E’ stato Paolo Mieli a fornire la chiave di volta al tutto, durante una presentazione del suo ultimo libro, “L’arma della memoria”, pubblicato a Ottobre scorso da Rizzoli. Sul sito della casa editrice, nella pagina dedicata, si legge “la storia è fatta di vinti e vincitori, ma non si tratta di categorie stabili: spesso le vicende di ieri sono riscritte a uso e consumo dei vincitori di oggi”.

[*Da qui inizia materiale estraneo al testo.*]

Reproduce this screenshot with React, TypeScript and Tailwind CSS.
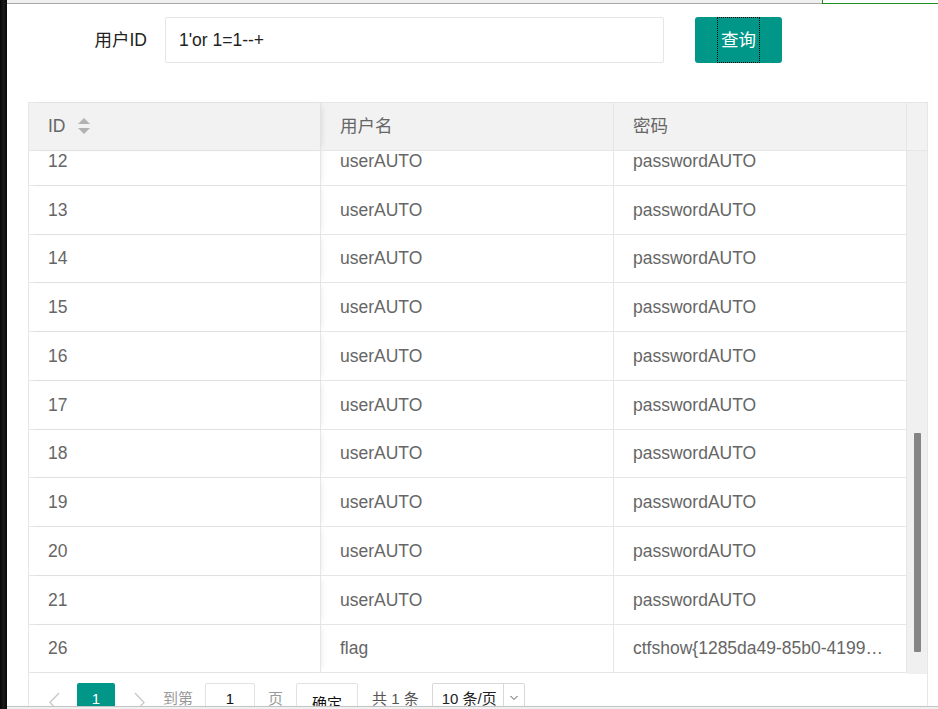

Mieli ha ricordato che uno degli obiettivi del lavoro di editore è di non mollare l’eredità di chi combatte una battaglia solitaria. E’ un dato di fatto che ormai in pochi si identifichino con tutto quello che la Fallaci sosteneva intorno l’Islam, ma è un dato di fatto che in quel periodo lei vendeva 50 volte di più di qualsiasi altro autore italiano. Secondo il saggista, la trilogia de “La rabbia e l’orgoglio” dimostra che gli italiani in quel momento avevano capito qualcosa, in largo anticipo non solo sulla classe politica ma addirittura su quella dei colti. E fu così che questi ultimi insorsero. La “sinistra al caviale” dette inizio alla guerra dell’affossamento, ostracizzò Oriana nella xenofobia e nel razzismo.
Ahimè, spiega Mieli che quello stesso sinedrio oggi si dimostra per ciò che realmente è: un coacervo di conformismi, una casta che mai persegue la via più scomoda, moltitudine di bocche sbuffanti che quando qualcosa non va incolpano l’impopolare. E questo mi fa sperare. Il presidente di RCS è fermo nel trovare disumana l’obnubilazione di una forma di pensiero, solo perché controcorrente, ossia non sinistroide. E questo mi fa gioire. Si può non essere d’accordo, ma la democrazia impone di considerare e dare voce a chi è da solo in battaglia. Anche, o soprattutto, a costo d’essere impopolari. Questo mi commuove. Non era mai successo che un intellettuale di tale levatura e appartenenza politica si ergesse in difesa di Oriana Fallaci.
Ora, se Paolo Mieli persevererà nel solcare il mare tempestoso che si trova di fronte, apertamente, disinvoltamente, magari con seguaci come Enrico Mentana, l’appuntamento è tra 50, 60, 100 anni. Vale a dire quando la Fallaci verrà letta come oggi si legge, si adora e si critica lo stesso Pasolini.
Cioè discutendolo e riconsiderandolo a tutto tondo: non solo per Petrolio, per Ragazzi di Vita o per Scritti Corsari, nella completezza della sua opera. In una parola, studiandolo bene. In una parola, studiandola bene. Bisogna aver memoria degli antipatici.